>> START Data provided

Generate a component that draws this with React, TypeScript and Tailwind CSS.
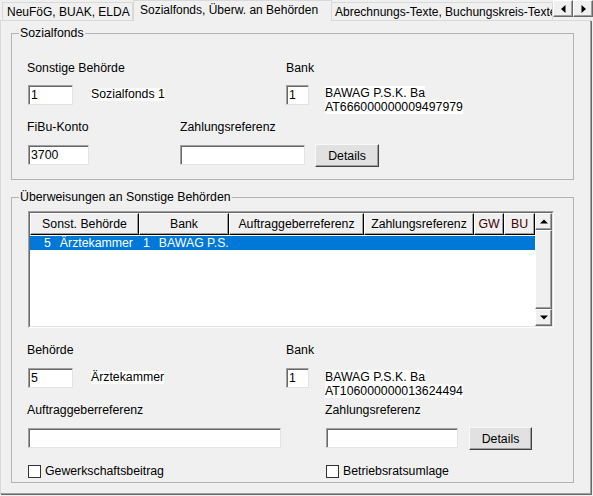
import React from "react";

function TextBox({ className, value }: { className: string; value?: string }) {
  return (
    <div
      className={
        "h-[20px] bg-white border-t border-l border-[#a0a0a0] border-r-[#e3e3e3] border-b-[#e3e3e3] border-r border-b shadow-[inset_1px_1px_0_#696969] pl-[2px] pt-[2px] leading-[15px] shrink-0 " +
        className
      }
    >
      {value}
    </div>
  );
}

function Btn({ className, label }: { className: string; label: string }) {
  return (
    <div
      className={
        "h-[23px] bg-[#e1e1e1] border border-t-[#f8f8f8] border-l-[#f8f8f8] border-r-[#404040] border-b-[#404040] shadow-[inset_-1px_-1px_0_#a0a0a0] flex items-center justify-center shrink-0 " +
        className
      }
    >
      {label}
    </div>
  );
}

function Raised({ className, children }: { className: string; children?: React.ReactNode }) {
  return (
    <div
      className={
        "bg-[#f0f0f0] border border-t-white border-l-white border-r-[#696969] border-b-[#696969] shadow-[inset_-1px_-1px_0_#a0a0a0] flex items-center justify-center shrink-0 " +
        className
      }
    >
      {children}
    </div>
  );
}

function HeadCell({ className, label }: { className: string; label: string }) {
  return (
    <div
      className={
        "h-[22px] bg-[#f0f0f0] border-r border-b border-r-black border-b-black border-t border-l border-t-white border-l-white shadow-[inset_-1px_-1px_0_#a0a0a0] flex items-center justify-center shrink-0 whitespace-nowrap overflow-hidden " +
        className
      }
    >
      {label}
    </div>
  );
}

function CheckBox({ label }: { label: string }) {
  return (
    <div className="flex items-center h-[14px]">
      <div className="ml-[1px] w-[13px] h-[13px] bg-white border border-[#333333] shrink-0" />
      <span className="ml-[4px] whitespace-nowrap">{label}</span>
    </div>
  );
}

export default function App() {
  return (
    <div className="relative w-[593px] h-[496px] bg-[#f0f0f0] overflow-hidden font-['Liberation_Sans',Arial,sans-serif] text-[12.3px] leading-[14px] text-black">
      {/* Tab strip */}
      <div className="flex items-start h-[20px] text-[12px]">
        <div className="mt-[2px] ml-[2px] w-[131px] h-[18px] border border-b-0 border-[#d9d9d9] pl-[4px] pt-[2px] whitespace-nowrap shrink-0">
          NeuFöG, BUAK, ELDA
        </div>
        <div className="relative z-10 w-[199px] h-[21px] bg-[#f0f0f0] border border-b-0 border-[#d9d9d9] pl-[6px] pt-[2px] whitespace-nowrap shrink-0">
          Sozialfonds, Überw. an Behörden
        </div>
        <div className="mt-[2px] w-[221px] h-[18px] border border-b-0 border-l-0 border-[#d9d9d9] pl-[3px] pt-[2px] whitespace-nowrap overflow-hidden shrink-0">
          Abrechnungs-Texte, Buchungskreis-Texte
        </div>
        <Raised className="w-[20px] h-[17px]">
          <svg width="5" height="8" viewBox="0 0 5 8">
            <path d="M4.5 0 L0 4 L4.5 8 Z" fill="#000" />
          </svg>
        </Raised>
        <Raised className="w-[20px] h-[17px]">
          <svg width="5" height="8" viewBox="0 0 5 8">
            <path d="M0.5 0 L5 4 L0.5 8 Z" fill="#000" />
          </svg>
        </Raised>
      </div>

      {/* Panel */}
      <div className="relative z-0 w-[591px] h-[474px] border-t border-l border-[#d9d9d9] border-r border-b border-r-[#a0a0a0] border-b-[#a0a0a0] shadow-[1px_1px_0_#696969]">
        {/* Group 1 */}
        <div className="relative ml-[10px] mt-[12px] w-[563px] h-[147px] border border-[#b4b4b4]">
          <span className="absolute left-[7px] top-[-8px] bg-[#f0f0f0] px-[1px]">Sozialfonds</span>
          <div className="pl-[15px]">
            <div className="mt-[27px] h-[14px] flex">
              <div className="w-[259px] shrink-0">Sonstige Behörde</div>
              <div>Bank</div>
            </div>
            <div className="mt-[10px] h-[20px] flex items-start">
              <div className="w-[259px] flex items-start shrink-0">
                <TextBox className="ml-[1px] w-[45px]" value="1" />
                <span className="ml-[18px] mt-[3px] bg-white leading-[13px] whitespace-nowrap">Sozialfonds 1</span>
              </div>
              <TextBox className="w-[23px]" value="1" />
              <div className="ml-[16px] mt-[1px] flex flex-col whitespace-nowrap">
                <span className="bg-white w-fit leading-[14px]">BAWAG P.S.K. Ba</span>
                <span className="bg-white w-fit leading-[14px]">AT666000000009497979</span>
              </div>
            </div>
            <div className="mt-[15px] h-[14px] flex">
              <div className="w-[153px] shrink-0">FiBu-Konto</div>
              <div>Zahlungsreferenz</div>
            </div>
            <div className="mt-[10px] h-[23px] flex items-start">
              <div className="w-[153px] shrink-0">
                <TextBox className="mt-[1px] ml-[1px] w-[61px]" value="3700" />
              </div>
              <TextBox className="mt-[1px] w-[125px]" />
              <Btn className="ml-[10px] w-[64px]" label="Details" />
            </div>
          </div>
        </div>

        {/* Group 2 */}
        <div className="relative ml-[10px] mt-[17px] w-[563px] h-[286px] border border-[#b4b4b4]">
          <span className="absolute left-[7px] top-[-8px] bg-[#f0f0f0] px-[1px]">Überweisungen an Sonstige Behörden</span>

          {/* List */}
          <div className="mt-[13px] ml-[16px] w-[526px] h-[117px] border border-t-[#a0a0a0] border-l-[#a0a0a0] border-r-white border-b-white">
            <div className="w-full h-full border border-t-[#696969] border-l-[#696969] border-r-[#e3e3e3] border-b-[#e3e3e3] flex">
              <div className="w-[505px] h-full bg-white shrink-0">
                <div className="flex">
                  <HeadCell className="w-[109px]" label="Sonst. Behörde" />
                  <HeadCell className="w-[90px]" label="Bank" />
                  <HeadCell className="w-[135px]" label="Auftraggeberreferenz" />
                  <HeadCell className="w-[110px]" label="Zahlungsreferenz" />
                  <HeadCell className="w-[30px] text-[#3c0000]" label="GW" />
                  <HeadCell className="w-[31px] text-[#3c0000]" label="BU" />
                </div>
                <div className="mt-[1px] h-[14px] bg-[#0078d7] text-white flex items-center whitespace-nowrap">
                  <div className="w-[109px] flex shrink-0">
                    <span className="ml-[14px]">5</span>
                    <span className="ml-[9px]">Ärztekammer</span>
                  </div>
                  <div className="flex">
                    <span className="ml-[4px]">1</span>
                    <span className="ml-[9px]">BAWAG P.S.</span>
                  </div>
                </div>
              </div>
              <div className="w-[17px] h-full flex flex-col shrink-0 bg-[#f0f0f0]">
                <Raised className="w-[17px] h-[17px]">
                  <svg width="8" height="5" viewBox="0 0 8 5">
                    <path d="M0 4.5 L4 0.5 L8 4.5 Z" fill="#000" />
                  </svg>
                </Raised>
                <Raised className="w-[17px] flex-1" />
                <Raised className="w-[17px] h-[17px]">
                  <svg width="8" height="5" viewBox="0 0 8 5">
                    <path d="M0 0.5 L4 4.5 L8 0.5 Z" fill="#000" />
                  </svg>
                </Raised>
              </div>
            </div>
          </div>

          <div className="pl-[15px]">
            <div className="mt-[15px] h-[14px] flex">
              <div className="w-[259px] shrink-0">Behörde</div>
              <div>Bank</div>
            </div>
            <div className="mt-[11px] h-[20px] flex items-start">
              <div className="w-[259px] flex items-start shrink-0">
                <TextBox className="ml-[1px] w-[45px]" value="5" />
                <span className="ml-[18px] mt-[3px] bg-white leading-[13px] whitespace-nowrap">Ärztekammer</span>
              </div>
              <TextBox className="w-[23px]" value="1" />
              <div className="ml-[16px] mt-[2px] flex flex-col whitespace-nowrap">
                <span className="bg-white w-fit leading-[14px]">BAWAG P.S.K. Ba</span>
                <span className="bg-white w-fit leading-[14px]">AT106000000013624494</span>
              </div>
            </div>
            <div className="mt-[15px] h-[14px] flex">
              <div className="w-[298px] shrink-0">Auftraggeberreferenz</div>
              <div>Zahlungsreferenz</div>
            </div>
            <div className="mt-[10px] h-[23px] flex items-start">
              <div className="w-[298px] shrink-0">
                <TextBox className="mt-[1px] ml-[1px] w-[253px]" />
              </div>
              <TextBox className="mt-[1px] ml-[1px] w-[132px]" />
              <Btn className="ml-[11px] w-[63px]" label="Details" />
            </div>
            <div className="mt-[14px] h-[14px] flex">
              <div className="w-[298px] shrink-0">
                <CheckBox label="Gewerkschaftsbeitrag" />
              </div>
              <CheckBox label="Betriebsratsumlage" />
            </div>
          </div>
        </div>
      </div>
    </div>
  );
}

>> END Data provided

▸ The task: Skip the pictures, please, and transcribe only the lines from the beginning of the material through the one that contains "import React from".

▸ The completed task:
Generate a component that draws this with React, TypeScript and Tailwind CSS.
import React from "react";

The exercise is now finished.